Now that’s roughly what I mean when I talk about class, but I’m no sociologist. It is as much psychological as economic and changes in slower, more complicated ways than simply the job you do or how much you earn. It’s as much about your parents as your children, where you’re from as well as where you’re at…

So this report does open up new avenues for approaching building participation – but contains at least two big challenges as well as those disappointing numbers. Firstly: are ‘free weeks’ and so on going to make much difference on their own? And secondly: do we need to revisit our definitions of arts and cultural participation. The only night of the week my local is packed is karaoke night – people enjoying singing and listening. That doesn’t currently count: maybe it should.

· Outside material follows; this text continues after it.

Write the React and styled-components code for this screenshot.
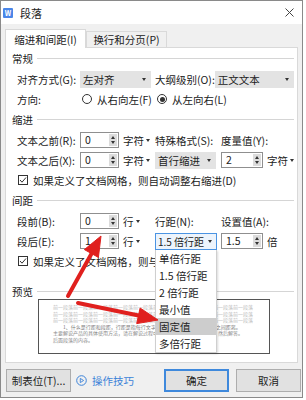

The second report is about another kind of participation: in politics in the UK. The Hansard Society’s Audit of Political Engagement 5 feels like a shadow cast by the ACE report (though it’s probably the other way round). Only 13% of people are very interested in politics, whilst 55% know nothing or not very much about politics. Only 12% are at all politically active – mainly through signing petitions and not buying certain products, 48% of people have not done anything remotely political and an amazing 59% have not discussed politics or political events with family or friends in last 2 or 3 years. It’s an interesting though slightly depressing read.

The common factor appears to be ownership and a sense (or lack of it) of influence. The phrase ‘people like me’ crops up in both. The question is: what do people like us do about it?